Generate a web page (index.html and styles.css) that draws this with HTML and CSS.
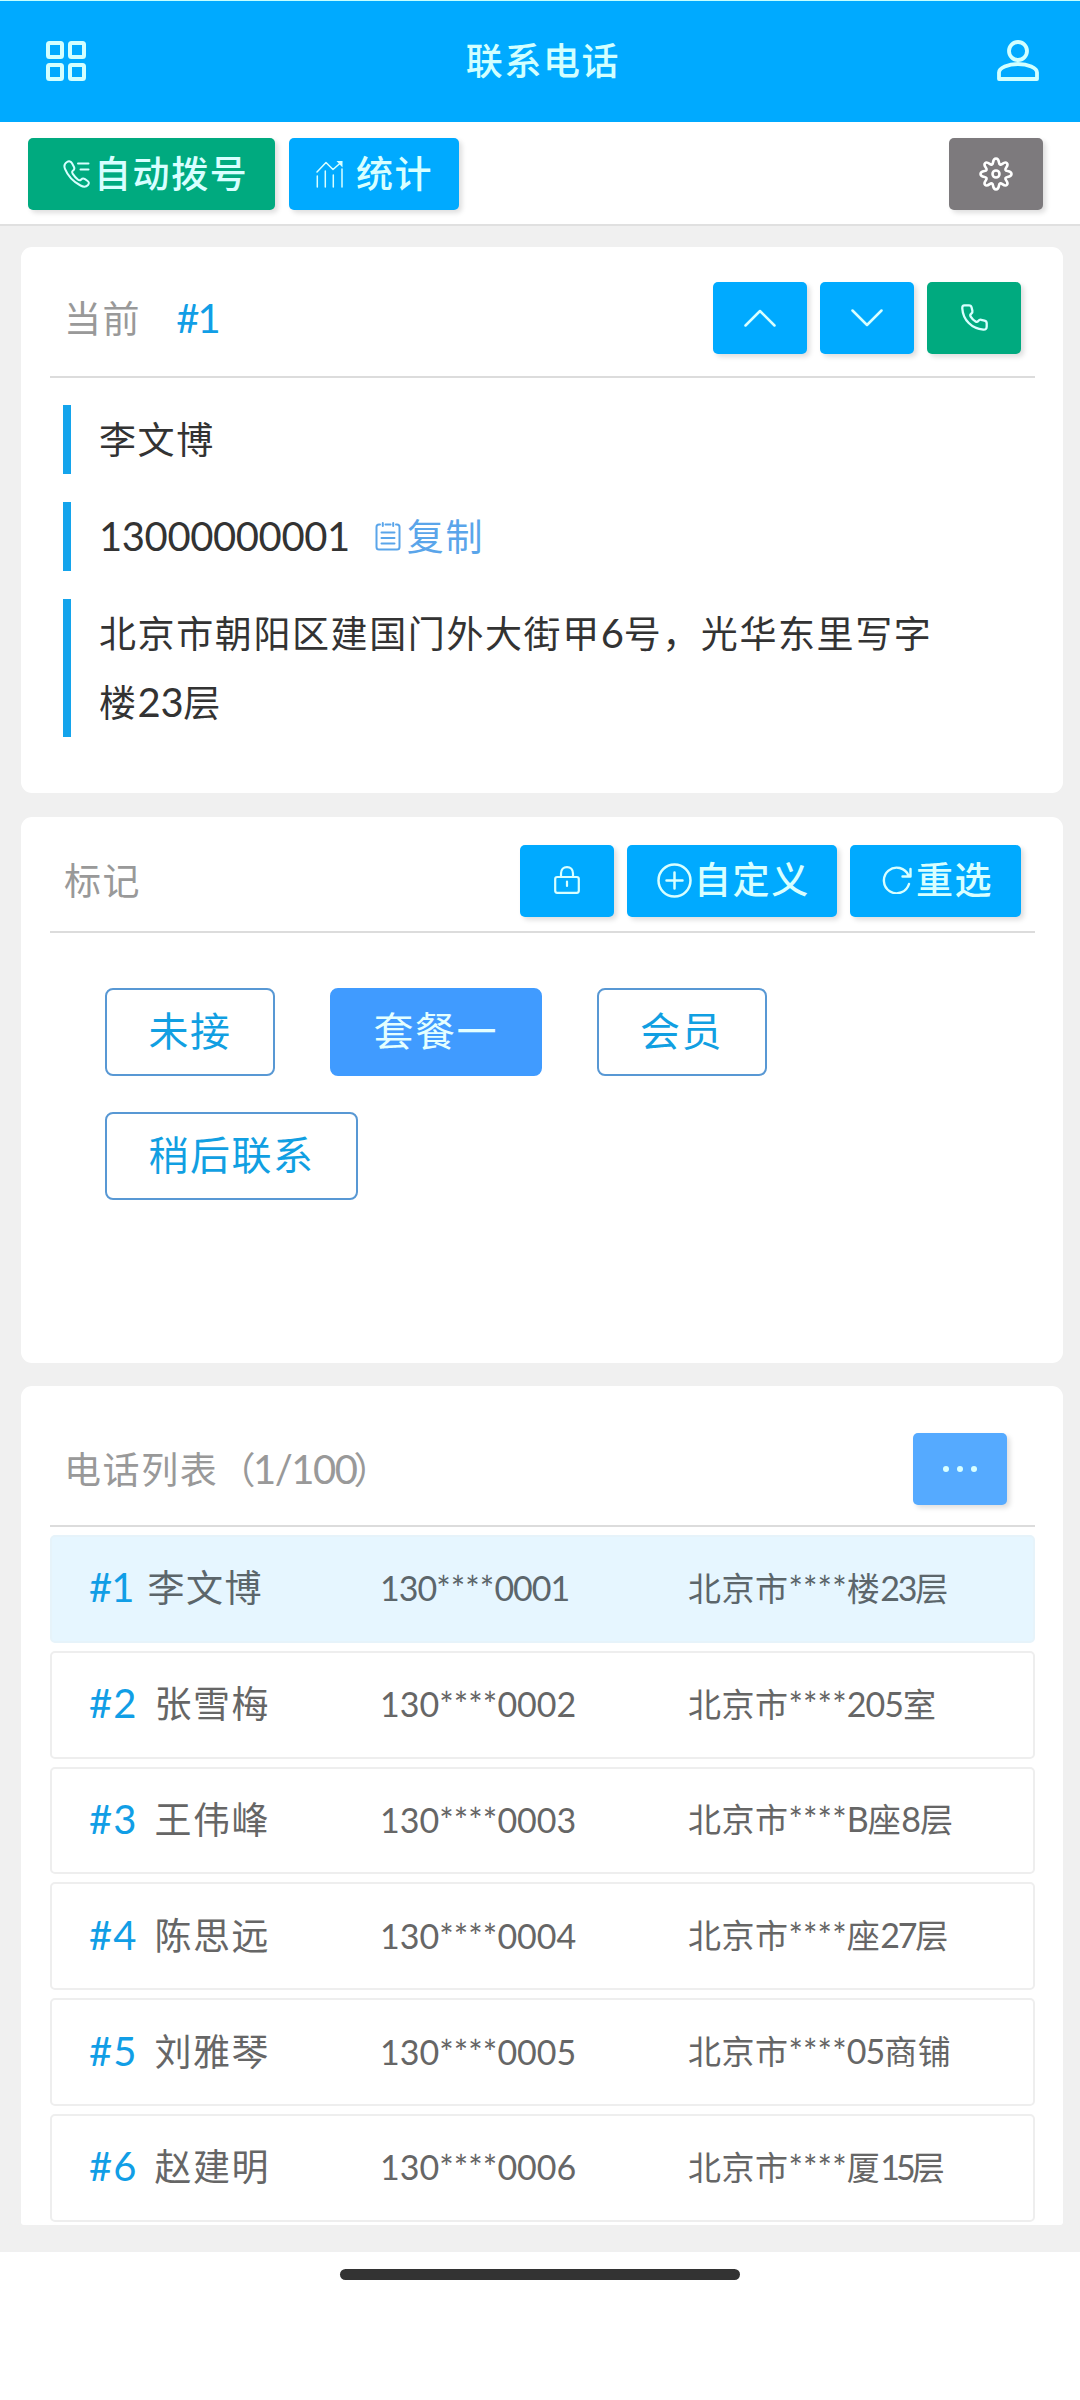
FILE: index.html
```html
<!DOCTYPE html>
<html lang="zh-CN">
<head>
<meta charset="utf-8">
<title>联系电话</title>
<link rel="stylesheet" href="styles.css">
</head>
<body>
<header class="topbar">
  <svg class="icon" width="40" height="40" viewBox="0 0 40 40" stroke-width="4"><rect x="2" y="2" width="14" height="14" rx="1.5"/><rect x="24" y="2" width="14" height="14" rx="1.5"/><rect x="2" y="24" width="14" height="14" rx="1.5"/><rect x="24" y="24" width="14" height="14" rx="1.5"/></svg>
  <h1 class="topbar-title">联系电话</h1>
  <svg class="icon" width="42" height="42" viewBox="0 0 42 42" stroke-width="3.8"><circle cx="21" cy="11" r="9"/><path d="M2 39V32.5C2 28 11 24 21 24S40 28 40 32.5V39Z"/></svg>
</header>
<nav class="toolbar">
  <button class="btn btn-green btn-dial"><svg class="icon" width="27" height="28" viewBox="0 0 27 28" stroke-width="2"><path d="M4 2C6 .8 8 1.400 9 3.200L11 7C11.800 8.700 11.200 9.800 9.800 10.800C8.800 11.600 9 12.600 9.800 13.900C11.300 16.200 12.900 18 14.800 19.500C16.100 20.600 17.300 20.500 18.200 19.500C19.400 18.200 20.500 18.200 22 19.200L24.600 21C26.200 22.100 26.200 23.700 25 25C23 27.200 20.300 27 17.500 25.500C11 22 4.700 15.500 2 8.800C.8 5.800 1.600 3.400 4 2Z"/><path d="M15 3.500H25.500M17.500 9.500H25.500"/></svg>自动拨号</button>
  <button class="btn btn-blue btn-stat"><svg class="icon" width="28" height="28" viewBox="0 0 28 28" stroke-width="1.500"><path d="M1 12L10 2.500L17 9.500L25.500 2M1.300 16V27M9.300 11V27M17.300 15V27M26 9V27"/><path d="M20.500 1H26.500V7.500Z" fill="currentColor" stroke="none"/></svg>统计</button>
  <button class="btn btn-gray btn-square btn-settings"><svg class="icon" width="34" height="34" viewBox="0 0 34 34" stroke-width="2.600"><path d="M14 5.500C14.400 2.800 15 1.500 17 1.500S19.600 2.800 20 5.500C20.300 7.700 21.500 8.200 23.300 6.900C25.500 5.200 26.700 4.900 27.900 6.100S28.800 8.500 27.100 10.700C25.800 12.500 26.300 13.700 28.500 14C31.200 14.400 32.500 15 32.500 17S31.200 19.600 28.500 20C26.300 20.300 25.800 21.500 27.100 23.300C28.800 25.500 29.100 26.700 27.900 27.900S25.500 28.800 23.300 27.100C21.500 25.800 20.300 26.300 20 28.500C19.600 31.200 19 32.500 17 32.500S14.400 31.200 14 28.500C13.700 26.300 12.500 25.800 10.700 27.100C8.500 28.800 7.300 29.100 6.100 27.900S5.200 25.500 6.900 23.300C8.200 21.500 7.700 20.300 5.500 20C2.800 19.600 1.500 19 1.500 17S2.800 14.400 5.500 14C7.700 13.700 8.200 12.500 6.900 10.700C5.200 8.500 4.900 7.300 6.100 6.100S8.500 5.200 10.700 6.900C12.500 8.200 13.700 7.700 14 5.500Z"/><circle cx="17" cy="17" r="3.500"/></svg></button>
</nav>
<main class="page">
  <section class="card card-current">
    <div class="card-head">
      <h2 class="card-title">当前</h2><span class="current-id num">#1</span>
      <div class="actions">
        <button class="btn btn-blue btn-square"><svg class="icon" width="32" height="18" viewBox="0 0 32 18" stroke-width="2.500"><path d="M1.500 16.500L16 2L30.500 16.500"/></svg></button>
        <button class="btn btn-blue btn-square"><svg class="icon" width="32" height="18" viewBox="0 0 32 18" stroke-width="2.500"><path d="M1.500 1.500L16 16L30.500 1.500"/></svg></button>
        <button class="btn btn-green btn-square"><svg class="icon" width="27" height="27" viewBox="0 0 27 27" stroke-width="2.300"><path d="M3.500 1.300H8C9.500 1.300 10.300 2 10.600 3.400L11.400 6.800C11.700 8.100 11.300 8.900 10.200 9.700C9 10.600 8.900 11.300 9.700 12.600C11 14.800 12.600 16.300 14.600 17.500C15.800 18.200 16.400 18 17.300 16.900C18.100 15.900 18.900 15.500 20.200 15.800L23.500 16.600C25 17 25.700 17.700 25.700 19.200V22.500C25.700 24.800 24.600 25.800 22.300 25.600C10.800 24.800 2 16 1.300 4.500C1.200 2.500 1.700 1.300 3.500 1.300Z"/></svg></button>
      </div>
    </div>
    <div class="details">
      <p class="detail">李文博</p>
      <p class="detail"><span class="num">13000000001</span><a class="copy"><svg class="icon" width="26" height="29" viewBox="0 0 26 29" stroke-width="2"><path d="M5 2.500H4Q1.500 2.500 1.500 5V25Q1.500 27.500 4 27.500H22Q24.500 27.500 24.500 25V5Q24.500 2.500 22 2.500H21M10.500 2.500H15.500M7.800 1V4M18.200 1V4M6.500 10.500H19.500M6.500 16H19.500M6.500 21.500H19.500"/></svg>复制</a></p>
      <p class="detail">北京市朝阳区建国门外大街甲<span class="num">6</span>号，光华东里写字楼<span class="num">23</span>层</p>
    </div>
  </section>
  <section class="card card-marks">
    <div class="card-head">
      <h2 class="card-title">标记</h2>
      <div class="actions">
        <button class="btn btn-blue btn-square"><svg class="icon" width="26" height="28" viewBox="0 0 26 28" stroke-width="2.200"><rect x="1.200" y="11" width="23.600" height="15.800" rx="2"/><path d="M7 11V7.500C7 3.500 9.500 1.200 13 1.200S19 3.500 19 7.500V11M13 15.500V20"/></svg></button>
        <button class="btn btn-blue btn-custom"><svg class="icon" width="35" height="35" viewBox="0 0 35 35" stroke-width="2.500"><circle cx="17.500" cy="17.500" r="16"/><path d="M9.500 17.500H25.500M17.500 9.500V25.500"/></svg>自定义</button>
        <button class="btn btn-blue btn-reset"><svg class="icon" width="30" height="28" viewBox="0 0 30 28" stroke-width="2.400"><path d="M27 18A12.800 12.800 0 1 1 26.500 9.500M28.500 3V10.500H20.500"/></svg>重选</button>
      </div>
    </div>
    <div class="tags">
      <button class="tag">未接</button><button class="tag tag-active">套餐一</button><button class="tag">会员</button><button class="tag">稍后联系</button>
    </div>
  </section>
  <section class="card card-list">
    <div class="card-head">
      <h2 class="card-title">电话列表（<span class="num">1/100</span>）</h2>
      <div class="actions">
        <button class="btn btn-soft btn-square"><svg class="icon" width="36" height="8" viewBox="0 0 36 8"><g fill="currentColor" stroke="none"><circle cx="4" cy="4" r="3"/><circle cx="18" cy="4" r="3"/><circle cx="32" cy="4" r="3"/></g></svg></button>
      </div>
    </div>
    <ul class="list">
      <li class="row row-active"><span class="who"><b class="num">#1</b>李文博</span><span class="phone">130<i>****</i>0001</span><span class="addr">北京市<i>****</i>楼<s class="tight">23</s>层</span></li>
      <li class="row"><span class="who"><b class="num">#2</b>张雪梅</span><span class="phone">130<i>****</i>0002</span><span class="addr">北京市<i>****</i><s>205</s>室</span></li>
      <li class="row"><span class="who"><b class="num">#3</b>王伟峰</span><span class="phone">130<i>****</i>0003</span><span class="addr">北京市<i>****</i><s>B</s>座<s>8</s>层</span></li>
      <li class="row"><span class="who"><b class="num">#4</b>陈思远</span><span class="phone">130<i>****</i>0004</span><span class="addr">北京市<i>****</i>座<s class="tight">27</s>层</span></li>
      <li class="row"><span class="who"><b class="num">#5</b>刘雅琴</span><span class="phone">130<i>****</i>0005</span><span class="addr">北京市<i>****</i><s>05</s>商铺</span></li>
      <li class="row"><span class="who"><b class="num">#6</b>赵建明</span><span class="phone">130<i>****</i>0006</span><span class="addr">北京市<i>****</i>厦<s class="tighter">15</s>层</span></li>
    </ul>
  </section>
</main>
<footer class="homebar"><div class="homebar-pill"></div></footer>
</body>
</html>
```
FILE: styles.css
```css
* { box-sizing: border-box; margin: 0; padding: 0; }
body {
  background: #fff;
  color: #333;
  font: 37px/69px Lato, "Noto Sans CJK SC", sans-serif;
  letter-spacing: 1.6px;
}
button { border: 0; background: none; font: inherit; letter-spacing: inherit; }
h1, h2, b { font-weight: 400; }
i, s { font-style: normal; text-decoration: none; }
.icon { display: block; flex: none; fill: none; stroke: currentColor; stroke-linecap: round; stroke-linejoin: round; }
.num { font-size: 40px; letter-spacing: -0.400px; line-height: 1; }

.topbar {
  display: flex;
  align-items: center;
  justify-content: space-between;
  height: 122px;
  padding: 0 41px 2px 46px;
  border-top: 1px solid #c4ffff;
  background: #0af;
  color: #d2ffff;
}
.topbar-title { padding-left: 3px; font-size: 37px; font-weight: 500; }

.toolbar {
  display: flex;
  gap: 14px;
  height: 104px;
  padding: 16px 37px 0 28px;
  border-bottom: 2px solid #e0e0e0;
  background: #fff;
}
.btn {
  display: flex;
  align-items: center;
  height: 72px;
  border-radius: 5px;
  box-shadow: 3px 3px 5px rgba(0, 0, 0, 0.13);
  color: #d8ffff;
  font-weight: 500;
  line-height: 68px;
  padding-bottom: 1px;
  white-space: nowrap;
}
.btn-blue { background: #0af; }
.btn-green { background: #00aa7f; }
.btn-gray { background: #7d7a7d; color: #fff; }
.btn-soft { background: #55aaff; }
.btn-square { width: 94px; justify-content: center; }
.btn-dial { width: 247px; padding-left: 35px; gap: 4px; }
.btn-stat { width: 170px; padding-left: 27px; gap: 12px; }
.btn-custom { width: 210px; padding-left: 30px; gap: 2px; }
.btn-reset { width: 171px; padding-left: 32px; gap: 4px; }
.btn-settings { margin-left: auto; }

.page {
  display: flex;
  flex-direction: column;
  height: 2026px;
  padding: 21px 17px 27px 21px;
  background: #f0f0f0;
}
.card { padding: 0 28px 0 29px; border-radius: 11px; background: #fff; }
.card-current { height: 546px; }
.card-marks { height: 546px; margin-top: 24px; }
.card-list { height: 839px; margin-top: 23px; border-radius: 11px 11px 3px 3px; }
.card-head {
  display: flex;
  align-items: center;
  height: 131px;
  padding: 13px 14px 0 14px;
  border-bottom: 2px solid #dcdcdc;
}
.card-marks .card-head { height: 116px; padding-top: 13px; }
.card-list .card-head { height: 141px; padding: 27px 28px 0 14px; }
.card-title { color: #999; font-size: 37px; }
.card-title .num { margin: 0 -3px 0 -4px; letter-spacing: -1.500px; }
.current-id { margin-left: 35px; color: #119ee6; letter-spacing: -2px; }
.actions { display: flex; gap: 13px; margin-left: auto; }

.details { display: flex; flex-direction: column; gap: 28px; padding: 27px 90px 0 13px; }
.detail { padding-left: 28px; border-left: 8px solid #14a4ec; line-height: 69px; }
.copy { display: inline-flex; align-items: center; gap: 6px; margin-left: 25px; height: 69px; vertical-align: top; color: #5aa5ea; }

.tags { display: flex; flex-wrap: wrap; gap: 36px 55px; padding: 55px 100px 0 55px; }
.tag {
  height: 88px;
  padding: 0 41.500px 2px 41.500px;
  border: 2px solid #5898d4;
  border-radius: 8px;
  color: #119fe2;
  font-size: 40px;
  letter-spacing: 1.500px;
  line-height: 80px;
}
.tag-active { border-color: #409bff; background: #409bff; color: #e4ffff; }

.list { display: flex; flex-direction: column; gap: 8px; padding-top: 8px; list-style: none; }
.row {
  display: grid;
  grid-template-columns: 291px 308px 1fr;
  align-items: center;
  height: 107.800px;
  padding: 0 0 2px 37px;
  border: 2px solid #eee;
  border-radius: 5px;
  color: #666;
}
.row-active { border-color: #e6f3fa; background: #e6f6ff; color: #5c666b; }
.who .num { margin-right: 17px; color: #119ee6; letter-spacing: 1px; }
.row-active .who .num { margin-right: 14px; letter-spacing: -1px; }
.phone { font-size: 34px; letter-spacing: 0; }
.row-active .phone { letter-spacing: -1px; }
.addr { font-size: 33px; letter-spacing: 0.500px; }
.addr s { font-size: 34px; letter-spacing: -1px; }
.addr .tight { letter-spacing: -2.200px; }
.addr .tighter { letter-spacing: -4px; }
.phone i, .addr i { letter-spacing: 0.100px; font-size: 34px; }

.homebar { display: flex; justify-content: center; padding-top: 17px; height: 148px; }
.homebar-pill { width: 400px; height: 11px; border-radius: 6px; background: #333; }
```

——

- _YOUR GOAL_:
Return each line where "page" shows up.

- _FINISHED EXERCISE_:
Generate a web page (index.html and styles.css) that draws this with HTML and CSS.
<main class="page">
.page {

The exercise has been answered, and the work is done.